Your goal:
Emit the data below verbatim, stripping out any pictures.
####
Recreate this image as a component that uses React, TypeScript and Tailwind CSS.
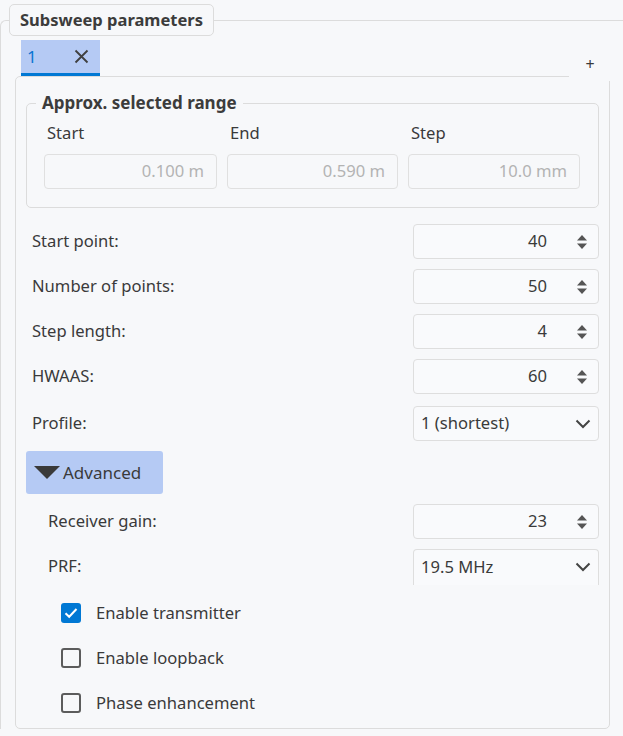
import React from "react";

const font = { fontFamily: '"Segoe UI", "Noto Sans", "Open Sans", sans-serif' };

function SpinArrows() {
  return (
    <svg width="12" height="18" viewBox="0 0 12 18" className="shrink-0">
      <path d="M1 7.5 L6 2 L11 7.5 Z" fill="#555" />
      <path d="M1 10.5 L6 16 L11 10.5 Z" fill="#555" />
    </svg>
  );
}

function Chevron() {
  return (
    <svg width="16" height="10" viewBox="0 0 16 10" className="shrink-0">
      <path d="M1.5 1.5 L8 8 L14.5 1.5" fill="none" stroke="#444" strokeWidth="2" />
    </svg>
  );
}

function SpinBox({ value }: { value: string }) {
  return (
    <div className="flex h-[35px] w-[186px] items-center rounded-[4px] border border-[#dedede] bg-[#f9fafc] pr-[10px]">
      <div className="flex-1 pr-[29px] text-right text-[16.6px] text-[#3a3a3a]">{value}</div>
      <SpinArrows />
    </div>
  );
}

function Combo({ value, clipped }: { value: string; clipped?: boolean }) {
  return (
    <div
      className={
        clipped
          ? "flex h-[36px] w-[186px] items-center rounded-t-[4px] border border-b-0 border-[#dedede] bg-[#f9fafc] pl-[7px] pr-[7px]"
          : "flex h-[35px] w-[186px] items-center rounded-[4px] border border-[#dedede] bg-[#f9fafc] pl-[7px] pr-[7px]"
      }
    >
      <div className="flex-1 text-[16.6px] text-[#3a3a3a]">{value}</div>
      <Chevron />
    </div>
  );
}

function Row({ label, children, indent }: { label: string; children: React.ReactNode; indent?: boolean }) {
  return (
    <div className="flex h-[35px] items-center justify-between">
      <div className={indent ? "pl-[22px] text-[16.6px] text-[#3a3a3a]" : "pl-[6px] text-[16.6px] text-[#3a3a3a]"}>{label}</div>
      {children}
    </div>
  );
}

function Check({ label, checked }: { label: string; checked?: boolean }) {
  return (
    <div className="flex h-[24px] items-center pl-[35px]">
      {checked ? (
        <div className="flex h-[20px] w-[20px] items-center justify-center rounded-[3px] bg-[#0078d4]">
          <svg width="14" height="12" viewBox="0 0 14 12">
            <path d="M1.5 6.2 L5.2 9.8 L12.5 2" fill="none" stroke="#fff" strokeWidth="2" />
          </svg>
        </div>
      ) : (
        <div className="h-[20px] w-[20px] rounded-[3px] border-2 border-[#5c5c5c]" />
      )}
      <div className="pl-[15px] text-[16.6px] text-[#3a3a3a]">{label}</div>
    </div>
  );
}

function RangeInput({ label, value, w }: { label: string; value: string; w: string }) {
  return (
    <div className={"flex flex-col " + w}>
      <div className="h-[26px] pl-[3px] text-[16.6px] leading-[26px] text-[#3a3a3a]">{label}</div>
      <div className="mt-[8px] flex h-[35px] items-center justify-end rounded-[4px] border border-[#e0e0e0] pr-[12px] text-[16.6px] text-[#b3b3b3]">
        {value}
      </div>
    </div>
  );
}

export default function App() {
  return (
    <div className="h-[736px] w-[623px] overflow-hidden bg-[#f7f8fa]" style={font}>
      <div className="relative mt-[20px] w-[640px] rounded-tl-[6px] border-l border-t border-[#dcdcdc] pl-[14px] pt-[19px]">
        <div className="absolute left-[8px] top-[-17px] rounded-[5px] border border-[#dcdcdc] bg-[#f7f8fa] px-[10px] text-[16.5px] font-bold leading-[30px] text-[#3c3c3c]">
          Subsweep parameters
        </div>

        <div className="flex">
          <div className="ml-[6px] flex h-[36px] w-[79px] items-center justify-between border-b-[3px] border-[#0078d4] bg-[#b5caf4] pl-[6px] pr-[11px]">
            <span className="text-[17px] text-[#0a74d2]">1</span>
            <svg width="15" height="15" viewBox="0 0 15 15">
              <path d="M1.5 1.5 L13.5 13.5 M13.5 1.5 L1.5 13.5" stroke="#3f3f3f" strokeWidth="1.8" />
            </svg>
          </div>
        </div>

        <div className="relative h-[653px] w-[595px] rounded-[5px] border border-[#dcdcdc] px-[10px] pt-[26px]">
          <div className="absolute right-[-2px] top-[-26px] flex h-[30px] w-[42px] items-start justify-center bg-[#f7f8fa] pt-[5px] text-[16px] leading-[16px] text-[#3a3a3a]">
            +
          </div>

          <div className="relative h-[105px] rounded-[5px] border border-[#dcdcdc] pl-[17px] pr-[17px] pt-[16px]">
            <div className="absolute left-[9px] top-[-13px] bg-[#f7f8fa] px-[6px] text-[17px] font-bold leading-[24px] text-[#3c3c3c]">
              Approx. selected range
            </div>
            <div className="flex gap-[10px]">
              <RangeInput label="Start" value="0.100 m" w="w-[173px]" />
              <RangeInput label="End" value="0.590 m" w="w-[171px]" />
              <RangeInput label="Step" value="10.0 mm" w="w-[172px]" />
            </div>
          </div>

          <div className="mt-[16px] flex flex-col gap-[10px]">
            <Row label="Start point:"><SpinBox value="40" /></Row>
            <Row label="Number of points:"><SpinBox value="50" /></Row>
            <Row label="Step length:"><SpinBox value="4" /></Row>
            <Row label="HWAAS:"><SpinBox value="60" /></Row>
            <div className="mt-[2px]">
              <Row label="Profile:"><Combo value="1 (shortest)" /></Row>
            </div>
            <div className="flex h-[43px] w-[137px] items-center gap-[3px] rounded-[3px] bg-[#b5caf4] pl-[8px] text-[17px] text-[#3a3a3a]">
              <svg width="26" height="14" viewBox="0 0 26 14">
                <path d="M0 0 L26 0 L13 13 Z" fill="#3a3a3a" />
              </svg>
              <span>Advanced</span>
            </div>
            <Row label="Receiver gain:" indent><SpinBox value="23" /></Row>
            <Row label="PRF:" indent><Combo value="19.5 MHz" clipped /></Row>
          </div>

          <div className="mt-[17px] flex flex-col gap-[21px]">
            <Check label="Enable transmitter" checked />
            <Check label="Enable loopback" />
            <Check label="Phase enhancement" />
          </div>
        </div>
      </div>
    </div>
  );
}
####
Answer below:
Recreate this image as a component that uses React, TypeScript and Tailwind CSS.
import React from "react";

const font = { fontFamily: '"Segoe UI", "Noto Sans", "Open Sans", sans-serif' };

function SpinArrows() {
  return (
    <svg width="12" height="18" viewBox="0 0 12 18" className="shrink-0">
      <path d="M1 7.5 L6 2 L11 7.5 Z" fill="#555" />
      <path d="M1 10.5 L6 16 L11 10.5 Z" fill="#555" />
    </svg>
  );
}

function Chevron() {
  return (
    <svg width="16" height="10" viewBox="0 0 16 10" className="shrink-0">
      <path d="M1.5 1.5 L8 8 L14.5 1.5" fill="none" stroke="#444" strokeWidth="2" />
    </svg>
  );
}

function SpinBox({ value }: { value: string }) {
  return (
    <div className="flex h-[35px] w-[186px] items-center rounded-[4px] border border-[#dedede] bg-[#f9fafc] pr-[10px]">
      <div className="flex-1 pr-[29px] text-right text-[16.6px] text-[#3a3a3a]">{value}</div>
      <SpinArrows />
    </div>
  );
}

function Combo({ value, clipped }: { value: string; clipped?: boolean }) {
  return (
    <div
      className={
        clipped
          ? "flex h-[36px] w-[186px] items-center rounded-t-[4px] border border-b-0 border-[#dedede] bg-[#f9fafc] pl-[7px] pr-[7px]"
          : "flex h-[35px] w-[186px] items-center rounded-[4px] border border-[#dedede] bg-[#f9fafc] pl-[7px] pr-[7px]"
      }
    >
      <div className="flex-1 text-[16.6px] text-[#3a3a3a]">{value}</div>
      <Chevron />
    </div>
  );
}

function Row({ label, children, indent }: { label: string; children: React.ReactNode; indent?: boolean }) {
  return (
    <div className="flex h-[35px] items-center justify-between">
      <div className={indent ? "pl-[22px] text-[16.6px] text-[#3a3a3a]" : "pl-[6px] text-[16.6px] text-[#3a3a3a]"}>{label}</div>
      {children}
    </div>
  );
}

function Check({ label, checked }: { label: string; checked?: boolean }) {
  return (
    <div className="flex h-[24px] items-center pl-[35px]">
      {checked ? (
        <div className="flex h-[20px] w-[20px] items-center justify-center rounded-[3px] bg-[#0078d4]">
          <svg width="14" height="12" viewBox="0 0 14 12">
            <path d="M1.5 6.2 L5.2 9.8 L12.5 2" fill="none" stroke="#fff" strokeWidth="2" />
          </svg>
        </div>
      ) : (
        <div className="h-[20px] w-[20px] rounded-[3px] border-2 border-[#5c5c5c]" />
      )}
      <div className="pl-[15px] text-[16.6px] text-[#3a3a3a]">{label}</div>
    </div>
  );
}

function RangeInput({ label, value, w }: { label: string; value: string; w: string }) {
  return (
    <div className={"flex flex-col " + w}>
      <div className="h-[26px] pl-[3px] text-[16.6px] leading-[26px] text-[#3a3a3a]">{label}</div>
      <div className="mt-[8px] flex h-[35px] items-center justify-end rounded-[4px] border border-[#e0e0e0] pr-[12px] text-[16.6px] text-[#b3b3b3]">
        {value}
      </div>
    </div>
  );
}

export default function App() {
  return (
    <div className="h-[736px] w-[623px] overflow-hidden bg-[#f7f8fa]" style={font}>
      <div className="relative mt-[20px] w-[640px] rounded-tl-[6px] border-l border-t border-[#dcdcdc] pl-[14px] pt-[19px]">
        <div className="absolute left-[8px] top-[-17px] rounded-[5px] border border-[#dcdcdc] bg-[#f7f8fa] px-[10px] text-[16.5px] font-bold leading-[30px] text-[#3c3c3c]">
          Subsweep parameters
        </div>

        <div className="flex">
          <div className="ml-[6px] flex h-[36px] w-[79px] items-center justify-between border-b-[3px] border-[#0078d4] bg-[#b5caf4] pl-[6px] pr-[11px]">
            <span className="text-[17px] text-[#0a74d2]">1</span>
            <svg width="15" height="15" viewBox="0 0 15 15">
              <path d="M1.5 1.5 L13.5 13.5 M13.5 1.5 L1.5 13.5" stroke="#3f3f3f" strokeWidth="1.8" />
            </svg>
          </div>
        </div>

        <div className="relative h-[653px] w-[595px] rounded-[5px] border border-[#dcdcdc] px-[10px] pt-[26px]">
          <div className="absolute right-[-2px] top-[-26px] flex h-[30px] w-[42px] items-start justify-center bg-[#f7f8fa] pt-[5px] text-[16px] leading-[16px] text-[#3a3a3a]">
            +
          </div>

          <div className="relative h-[105px] rounded-[5px] border border-[#dcdcdc] pl-[17px] pr-[17px] pt-[16px]">
            <div className="absolute left-[9px] top-[-13px] bg-[#f7f8fa] px-[6px] text-[17px] font-bold leading-[24px] text-[#3c3c3c]">
              Approx. selected range
            </div>
            <div className="flex gap-[10px]">
              <RangeInput label="Start" value="0.100 m" w="w-[173px]" />
              <RangeInput label="End" value="0.590 m" w="w-[171px]" />
              <RangeInput label="Step" value="10.0 mm" w="w-[172px]" />
            </div>
          </div>

          <div className="mt-[16px] flex flex-col gap-[10px]">
            <Row label="Start point:"><SpinBox value="40" /></Row>
            <Row label="Number of points:"><SpinBox value="50" /></Row>
            <Row label="Step length:"><SpinBox value="4" /></Row>
            <Row label="HWAAS:"><SpinBox value="60" /></Row>
            <div className="mt-[2px]">
              <Row label="Profile:"><Combo value="1 (shortest)" /></Row>
            </div>
            <div className="flex h-[43px] w-[137px] items-center gap-[3px] rounded-[3px] bg-[#b5caf4] pl-[8px] text-[17px] text-[#3a3a3a]">
              <svg width="26" height="14" viewBox="0 0 26 14">
                <path d="M0 0 L26 0 L13 13 Z" fill="#3a3a3a" />
              </svg>
              <span>Advanced</span>
            </div>
            <Row label="Receiver gain:" indent><SpinBox value="23" /></Row>
            <Row label="PRF:" indent><Combo value="19.5 MHz" clipped /></Row>
          </div>

          <div className="mt-[17px] flex flex-col gap-[21px]">
            <Check label="Enable transmitter" checked />
            <Check label="Enable loopback" />
            <Check label="Phase enhancement" />
          </div>
        </div>
      </div>
    </div>
  );
}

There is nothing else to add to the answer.